Al-Qur’an dan Islam yang dibawa Nabi itu tidak membuat orang musyrik beriman, mereka malah ingkar dan meminta kepada Rasulullah SAW agar didatangkan kepada mereka hukuman Allah yang telah berlaku bagi orang-orang terdahulu berupa kebinasaan, atau didatangkan kepada mereka azab yang nyata. Allah SWT berfirman:
وَما مَنَعَ النَّاسَ أَنْ يُؤْمِنُوا إِذْ جاءَهُمُ الْهُدى وَيَسْتَغْفِرُوا رَبَّهُمْ إِلاَّ أَنْ تَأْتِيَهُمْ سُنَّةُ الْأَوَّلِينَ أَوْ يَأْتِيَهُمُ الْعَذابُ قُبُلاً
Wa ma mana‘an nasa ay yu’minu idz ja’ahumul huda wa yastaghfiru robbahum illa an ta’tiyahum sunnatul awwalina aw ya’tiyahumul ‘adzabu qubula
Artinya:
“Tak ada apapun yang dapat mencegah manusia untuk beriman ketika hidayah datang pada mereka dan mereka meminta ampun pada Tuhan, kecuali sunah (hukuman) orang-orang terdahulu datang pada mereka atau azab yang datang pada mereka secara bertubi-tubi.” (QS: Al-Kahfi Ayat 55 )

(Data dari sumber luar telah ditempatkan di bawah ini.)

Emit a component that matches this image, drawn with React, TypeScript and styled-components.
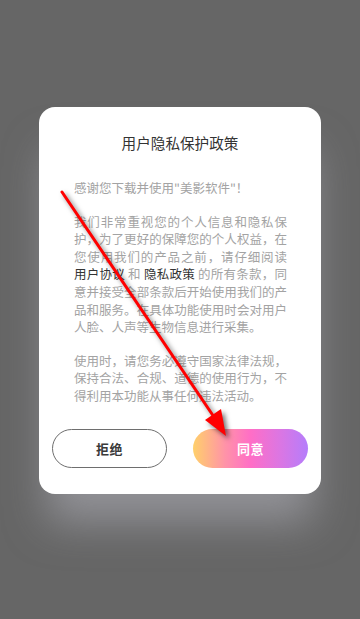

Imam Ibnu ‘Athiyyah dalam tafsir al-Muharrar al-Wajiz fi Tafsir al-Kitab al-‘Aziz berpendapat bahwa manusia yang dimaksud dalam ayat di atas adalah orang-orang kafir di masa Rasulullah yang menentang dan mendustai syariat yang dibawa Rasulullah. Sementara itu, sunnatal awwalin ‘sunah orang terdahulu’ yang dimaksud dalam ayat tersebut adalah bencana berupa banjir, tersambar petir, gelap gulita, dan tiupan angin kencang yang merupakan azab yang disegerakan di muka bumi bagi orang-orang yang tidak beriman pada masa sebelum Islam datang.
Syekh Mutawalli al-Sya‘rawi dalam kitab tafsirnya menyampaikan, sebelum Islam datang, Allah menyelamatkan akidah orang-orang yang bertauhid itu dengan cara langsung mengazab mereka. Akan tetapi, pada masa Nabi, hal itu terjadi lagi. Nabi terus berdakwah dan menyampaikan wahyu Allah. Syariat jihad dan perang bukan untuk membasmi manusia, akan tetapi untuk mempertahankan kebebasan dalam menjalankan agama yang diyakini.
Imam al-Qurthubi dalam al-Jami‘ li Ahkamil Qur’an menyampaikan bahwa orang-orang musyrik yang tidak beriman pada agama yang dibawa Nabi selalu saja menantang diturunkan azab pada mereka. “Ya Allah, jika betul (Al Quran) ini, dialah yang benar dari sisi Engkau, maka hujanilah kami dengan batu dari langit, atau datangkanlah kepada kami azab yang pedih,” itulah kalimat tantangan mereka pada Nabi sebagaimana tercatat dalam surah al-Anfal ayat 32.
Menurut Imam al-Baghawi dalam Ma‘alim al-Tanzil fi Tafsiril Qur’an, terdapat tiga penafsiran terkait makna au ya’tiyahumul ‘adzabu qubula. Pertama, azab datang pada mereka yang menantang kebenaran dari Allah secara nyata. Kedua, qubula berarti ‘azab datang secara tiba-tiba’. Ketiga, azab datang secara bertubi-tubi, silih berganti dari jenis azab satu ke azab lainnya saat manusia yang tidak beriman itu masih hidup. Penafsiran yang ketiga inilah yang penulis pilih dalam terjemahan di atas.